[EXERCISE MATERIALS start]

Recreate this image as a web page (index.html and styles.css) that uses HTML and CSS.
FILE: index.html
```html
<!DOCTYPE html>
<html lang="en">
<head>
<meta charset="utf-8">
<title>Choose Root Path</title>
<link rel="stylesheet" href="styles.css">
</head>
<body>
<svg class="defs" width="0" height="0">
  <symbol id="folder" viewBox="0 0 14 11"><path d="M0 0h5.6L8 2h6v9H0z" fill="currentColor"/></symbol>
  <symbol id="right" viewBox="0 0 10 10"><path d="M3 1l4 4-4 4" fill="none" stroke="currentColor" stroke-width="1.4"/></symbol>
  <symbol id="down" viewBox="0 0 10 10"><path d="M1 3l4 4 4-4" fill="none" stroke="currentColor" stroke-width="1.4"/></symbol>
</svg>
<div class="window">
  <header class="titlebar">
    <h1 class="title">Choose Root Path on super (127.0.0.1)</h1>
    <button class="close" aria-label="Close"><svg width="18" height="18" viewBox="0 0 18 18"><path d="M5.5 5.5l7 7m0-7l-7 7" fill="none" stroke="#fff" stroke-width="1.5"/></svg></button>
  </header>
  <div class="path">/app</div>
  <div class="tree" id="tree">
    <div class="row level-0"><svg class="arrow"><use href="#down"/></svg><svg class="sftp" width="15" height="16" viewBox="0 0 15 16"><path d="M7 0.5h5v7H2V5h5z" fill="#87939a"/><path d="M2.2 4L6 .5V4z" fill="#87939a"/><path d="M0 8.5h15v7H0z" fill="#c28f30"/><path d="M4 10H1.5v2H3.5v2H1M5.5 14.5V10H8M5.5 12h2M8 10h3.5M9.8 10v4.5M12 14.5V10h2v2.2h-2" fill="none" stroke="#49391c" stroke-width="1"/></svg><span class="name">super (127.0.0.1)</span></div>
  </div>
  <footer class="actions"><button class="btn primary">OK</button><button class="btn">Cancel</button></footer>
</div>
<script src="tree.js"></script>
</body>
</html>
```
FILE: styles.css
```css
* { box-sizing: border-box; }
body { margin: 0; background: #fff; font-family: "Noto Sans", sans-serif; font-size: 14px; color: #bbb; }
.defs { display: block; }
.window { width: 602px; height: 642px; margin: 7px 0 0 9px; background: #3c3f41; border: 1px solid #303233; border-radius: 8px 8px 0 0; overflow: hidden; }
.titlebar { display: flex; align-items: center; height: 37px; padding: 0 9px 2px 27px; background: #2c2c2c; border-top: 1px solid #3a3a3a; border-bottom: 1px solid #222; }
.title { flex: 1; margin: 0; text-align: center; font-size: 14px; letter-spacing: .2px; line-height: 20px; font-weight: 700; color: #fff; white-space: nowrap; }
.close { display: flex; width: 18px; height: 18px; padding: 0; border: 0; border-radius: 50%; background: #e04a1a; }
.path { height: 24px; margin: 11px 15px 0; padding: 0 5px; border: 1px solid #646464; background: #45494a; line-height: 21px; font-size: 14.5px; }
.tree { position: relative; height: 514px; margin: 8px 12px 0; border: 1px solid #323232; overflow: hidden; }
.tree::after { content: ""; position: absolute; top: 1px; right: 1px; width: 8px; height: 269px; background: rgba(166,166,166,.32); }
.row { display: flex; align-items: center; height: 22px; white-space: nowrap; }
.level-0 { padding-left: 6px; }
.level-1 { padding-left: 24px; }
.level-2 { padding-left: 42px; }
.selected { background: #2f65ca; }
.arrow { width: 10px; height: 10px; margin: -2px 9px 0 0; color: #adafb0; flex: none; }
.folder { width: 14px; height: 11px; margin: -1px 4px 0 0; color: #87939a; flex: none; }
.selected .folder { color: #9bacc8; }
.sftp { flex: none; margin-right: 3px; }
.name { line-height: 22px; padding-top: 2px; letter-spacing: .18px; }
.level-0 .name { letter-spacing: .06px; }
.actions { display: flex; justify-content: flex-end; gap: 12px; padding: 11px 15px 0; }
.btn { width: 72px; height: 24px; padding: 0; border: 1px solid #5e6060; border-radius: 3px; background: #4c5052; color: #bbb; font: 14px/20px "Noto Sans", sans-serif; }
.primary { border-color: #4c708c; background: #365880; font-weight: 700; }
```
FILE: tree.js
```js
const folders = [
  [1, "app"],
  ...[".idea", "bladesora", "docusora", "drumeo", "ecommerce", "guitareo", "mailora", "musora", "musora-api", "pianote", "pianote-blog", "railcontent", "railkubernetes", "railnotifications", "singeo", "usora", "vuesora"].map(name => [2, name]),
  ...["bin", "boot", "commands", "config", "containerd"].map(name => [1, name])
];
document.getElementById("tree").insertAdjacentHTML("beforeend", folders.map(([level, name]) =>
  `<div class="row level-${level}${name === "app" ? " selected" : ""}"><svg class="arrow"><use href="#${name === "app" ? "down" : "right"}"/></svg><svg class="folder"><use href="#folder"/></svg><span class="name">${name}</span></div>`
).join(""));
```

[EXERCISE MATERIALS end]
[EXERCISE MATERIALS start]

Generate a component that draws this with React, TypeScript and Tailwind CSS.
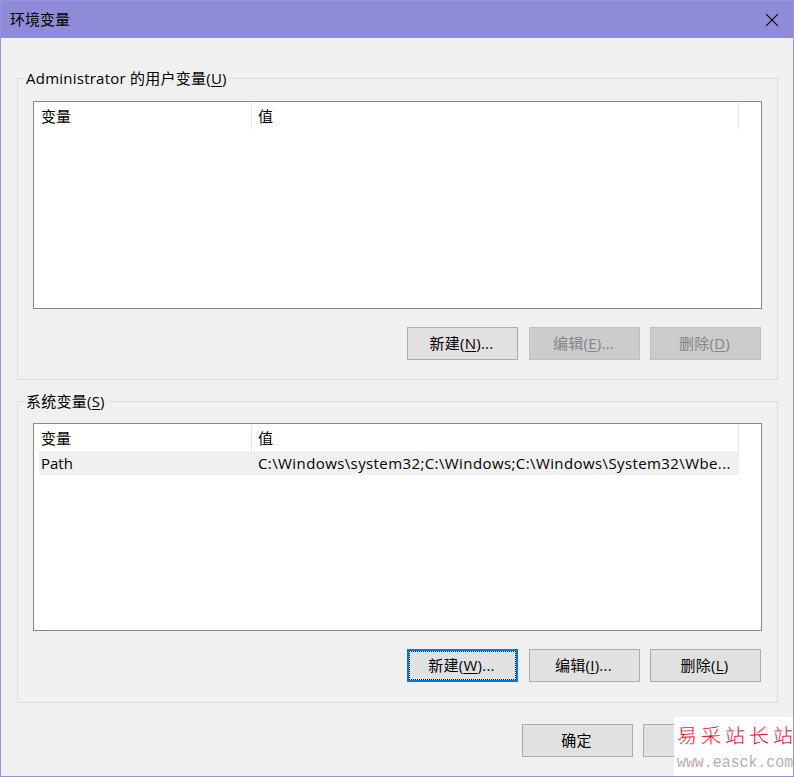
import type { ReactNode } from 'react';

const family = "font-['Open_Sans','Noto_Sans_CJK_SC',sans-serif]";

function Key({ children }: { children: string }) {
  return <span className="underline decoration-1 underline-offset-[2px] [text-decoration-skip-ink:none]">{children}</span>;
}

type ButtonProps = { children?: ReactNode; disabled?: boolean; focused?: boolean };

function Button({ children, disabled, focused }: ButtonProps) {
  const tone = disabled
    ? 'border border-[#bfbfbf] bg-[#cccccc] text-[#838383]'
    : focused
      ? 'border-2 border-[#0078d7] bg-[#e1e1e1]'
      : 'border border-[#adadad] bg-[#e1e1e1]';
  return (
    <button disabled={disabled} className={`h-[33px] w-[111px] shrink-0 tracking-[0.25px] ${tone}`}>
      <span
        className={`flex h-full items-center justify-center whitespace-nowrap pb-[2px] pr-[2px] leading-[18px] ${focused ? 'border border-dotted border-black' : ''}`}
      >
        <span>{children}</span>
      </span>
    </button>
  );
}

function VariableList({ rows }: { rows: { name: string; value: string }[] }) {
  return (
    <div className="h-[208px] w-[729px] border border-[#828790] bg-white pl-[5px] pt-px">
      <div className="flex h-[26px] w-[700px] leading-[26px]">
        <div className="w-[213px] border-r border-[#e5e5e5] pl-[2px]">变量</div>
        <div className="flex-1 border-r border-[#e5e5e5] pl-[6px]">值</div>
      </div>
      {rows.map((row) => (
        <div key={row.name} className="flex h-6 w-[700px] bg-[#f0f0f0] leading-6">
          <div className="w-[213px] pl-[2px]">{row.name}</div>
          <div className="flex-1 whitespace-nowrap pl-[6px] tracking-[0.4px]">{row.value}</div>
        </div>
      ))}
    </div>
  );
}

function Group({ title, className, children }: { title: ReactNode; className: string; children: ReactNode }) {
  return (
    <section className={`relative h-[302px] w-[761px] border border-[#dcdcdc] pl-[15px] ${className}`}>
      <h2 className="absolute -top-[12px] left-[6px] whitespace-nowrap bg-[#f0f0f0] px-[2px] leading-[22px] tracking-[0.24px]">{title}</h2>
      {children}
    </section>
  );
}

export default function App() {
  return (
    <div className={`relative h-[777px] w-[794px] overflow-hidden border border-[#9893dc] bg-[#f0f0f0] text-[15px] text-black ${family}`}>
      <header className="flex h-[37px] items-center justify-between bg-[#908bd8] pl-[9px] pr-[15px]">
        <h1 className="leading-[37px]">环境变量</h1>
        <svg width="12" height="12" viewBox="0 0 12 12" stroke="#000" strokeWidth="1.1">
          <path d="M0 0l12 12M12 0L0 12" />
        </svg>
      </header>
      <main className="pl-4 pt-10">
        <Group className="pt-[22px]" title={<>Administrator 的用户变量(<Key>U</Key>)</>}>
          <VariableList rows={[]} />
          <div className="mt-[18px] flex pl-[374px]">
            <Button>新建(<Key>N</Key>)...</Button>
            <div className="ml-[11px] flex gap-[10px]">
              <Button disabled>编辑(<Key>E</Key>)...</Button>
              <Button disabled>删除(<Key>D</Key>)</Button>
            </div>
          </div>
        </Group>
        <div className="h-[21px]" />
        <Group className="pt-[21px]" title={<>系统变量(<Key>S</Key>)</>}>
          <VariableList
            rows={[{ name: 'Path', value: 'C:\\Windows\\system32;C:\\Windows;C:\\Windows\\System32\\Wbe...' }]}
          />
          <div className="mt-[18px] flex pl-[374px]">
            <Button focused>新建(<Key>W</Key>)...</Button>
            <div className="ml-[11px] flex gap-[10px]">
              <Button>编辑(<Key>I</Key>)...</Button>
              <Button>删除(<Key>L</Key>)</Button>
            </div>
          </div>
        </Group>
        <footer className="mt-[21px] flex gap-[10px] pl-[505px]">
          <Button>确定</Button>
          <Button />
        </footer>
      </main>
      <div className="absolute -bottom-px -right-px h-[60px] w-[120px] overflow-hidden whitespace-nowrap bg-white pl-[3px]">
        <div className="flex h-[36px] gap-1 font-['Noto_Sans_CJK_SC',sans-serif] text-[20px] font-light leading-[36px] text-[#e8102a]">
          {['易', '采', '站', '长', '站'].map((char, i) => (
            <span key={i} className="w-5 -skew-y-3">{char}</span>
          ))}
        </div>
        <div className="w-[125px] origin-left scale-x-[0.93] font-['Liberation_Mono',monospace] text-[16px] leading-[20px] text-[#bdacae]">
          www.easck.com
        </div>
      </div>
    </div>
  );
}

[EXERCISE MATERIALS end]
[EXERCISE MATERIALS start]

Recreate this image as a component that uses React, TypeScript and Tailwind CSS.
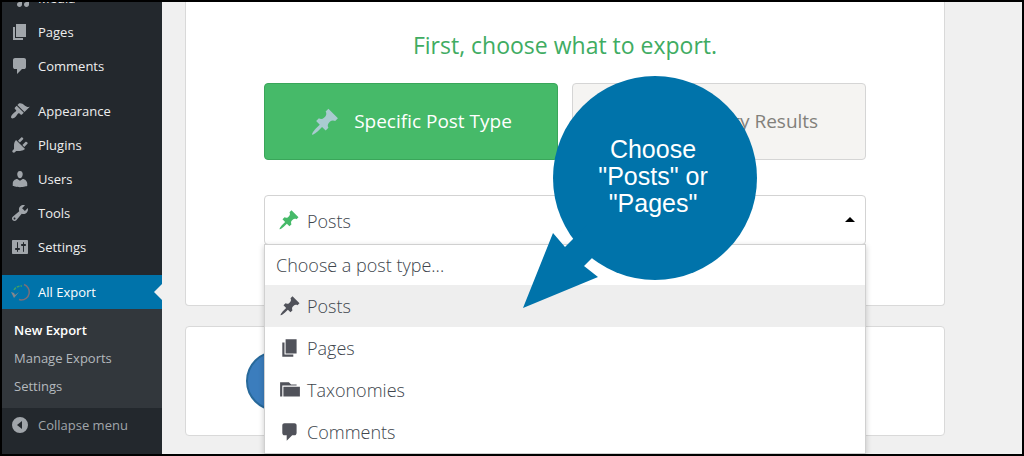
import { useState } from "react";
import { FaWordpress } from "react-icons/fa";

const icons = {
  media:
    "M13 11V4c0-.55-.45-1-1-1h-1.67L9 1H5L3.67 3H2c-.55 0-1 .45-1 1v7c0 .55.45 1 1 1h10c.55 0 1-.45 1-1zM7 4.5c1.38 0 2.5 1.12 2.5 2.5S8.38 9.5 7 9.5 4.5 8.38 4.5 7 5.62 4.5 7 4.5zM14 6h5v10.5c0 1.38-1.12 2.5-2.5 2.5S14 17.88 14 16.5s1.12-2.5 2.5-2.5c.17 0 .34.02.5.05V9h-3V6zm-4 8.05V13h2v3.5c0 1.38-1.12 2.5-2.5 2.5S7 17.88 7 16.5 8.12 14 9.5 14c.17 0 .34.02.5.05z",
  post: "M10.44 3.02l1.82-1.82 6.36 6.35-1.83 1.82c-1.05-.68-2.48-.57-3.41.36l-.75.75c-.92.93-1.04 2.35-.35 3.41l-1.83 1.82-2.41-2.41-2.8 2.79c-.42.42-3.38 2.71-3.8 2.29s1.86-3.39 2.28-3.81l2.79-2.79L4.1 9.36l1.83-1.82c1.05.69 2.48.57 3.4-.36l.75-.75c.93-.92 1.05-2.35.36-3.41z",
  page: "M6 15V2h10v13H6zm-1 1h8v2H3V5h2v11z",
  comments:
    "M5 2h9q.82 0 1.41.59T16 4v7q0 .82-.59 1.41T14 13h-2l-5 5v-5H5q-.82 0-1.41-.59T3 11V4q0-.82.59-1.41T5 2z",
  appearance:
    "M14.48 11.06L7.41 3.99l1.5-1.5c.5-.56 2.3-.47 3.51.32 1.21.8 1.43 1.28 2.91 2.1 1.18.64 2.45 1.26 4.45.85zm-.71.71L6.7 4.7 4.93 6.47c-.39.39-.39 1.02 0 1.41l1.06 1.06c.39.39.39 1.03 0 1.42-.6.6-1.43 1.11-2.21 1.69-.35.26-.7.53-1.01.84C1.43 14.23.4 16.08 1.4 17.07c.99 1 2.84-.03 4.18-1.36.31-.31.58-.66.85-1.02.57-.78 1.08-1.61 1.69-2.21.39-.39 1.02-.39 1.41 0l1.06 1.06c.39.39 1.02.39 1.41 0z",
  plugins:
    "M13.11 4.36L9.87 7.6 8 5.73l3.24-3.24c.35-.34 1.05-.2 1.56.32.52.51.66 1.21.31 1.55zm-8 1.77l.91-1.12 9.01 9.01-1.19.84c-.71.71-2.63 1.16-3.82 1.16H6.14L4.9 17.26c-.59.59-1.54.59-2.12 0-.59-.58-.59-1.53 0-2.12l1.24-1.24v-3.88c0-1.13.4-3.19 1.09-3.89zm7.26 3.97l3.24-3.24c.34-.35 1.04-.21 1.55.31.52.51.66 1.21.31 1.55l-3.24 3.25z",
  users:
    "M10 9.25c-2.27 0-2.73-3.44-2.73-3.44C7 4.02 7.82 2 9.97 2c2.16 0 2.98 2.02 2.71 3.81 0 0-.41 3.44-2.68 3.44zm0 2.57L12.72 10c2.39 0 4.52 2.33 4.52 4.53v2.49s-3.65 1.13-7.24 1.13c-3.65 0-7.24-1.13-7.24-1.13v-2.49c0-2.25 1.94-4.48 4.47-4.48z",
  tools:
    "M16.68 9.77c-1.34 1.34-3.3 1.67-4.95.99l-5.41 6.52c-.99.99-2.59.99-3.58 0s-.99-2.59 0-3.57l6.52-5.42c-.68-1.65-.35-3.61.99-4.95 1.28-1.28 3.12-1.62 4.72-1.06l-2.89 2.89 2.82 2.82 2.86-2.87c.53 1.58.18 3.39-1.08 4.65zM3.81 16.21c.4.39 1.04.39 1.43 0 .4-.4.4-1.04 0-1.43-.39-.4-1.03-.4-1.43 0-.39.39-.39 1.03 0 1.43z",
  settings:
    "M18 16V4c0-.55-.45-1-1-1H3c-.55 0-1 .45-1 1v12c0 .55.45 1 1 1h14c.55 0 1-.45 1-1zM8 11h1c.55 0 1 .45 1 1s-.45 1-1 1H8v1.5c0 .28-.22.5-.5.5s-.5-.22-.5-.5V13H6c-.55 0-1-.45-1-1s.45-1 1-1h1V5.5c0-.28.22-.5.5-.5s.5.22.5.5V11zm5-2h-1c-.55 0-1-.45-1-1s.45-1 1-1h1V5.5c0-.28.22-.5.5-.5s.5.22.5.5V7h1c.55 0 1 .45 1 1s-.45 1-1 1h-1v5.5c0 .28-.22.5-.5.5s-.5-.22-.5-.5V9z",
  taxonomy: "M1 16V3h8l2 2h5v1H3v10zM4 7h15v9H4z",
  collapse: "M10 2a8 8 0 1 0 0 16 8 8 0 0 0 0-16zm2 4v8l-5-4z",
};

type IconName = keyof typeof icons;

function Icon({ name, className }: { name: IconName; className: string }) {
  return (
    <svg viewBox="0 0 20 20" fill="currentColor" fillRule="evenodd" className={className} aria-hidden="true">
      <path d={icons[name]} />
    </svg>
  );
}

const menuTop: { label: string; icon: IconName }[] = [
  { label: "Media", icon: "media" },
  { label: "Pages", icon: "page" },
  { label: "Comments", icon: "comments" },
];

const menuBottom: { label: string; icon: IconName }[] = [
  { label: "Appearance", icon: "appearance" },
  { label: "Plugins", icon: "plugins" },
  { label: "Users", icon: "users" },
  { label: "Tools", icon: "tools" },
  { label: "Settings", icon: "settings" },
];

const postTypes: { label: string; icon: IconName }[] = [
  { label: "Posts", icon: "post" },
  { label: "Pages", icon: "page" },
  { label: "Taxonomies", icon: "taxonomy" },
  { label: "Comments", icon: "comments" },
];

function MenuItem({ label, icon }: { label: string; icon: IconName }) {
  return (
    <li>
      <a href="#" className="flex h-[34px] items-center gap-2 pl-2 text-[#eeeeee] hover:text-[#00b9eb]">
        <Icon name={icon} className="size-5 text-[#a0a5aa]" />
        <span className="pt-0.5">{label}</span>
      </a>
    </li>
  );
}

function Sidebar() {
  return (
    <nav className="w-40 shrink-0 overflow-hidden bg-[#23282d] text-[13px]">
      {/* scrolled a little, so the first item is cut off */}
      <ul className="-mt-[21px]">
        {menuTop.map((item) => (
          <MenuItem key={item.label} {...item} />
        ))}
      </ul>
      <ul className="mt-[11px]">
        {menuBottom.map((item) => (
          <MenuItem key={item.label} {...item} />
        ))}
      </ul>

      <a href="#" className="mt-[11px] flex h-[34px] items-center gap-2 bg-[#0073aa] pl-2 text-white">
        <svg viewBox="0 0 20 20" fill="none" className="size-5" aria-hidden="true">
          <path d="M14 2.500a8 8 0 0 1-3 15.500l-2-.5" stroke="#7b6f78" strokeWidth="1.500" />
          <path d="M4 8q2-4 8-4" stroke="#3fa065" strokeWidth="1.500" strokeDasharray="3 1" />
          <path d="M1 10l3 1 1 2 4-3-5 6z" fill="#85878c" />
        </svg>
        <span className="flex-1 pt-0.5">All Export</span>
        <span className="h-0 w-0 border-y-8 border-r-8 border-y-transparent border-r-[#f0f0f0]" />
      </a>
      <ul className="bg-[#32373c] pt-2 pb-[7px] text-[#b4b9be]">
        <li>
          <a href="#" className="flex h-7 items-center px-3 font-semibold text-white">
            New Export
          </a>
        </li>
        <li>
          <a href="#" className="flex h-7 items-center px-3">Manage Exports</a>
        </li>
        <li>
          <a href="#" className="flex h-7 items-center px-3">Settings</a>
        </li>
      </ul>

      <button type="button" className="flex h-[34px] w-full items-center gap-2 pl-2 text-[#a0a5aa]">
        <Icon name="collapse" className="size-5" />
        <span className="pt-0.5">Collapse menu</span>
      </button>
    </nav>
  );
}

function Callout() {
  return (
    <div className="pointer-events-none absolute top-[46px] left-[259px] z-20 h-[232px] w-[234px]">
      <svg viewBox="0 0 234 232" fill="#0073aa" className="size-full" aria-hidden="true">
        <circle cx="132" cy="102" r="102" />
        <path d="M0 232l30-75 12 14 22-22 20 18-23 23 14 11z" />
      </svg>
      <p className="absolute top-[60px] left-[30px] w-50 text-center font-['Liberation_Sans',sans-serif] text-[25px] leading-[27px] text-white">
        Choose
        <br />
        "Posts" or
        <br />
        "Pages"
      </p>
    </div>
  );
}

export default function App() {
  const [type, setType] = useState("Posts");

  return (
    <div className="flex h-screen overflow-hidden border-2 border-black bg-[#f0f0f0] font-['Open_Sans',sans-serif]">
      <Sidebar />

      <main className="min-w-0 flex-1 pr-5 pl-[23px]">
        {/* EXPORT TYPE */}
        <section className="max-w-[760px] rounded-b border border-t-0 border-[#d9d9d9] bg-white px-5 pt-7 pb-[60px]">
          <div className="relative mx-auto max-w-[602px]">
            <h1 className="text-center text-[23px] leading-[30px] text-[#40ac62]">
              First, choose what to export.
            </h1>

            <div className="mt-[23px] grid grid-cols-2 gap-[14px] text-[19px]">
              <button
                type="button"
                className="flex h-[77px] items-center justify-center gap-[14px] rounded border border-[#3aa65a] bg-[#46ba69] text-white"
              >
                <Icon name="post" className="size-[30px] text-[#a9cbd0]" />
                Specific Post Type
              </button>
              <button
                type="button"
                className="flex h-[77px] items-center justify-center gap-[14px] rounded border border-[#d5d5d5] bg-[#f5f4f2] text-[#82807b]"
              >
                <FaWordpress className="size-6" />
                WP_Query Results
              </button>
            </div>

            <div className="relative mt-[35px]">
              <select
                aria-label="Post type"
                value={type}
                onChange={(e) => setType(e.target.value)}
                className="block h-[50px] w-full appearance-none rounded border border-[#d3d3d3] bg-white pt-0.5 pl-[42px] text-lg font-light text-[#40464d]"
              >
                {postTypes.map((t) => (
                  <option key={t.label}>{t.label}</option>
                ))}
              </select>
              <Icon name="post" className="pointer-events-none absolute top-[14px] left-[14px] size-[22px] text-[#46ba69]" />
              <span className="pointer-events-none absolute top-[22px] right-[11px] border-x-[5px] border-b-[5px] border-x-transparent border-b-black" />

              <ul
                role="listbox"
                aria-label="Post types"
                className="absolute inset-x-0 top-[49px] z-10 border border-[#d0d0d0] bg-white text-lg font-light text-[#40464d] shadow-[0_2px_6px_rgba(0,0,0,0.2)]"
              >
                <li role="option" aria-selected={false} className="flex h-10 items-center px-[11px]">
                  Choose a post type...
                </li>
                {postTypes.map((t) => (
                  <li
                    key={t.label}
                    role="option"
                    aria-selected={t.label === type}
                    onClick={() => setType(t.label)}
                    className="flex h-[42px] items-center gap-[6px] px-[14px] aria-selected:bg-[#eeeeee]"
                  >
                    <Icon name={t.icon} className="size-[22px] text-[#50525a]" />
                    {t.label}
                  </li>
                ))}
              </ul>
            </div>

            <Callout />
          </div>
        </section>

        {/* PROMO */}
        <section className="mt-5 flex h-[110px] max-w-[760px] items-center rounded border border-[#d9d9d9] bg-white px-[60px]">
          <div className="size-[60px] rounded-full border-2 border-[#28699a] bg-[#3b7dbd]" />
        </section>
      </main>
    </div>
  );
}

[EXERCISE MATERIALS end]

• [TASK REQUIREMENTS]: Say the number of lines in the records above that include the string "this", and no more.

• [OUTPUT OF THE TASK]: 3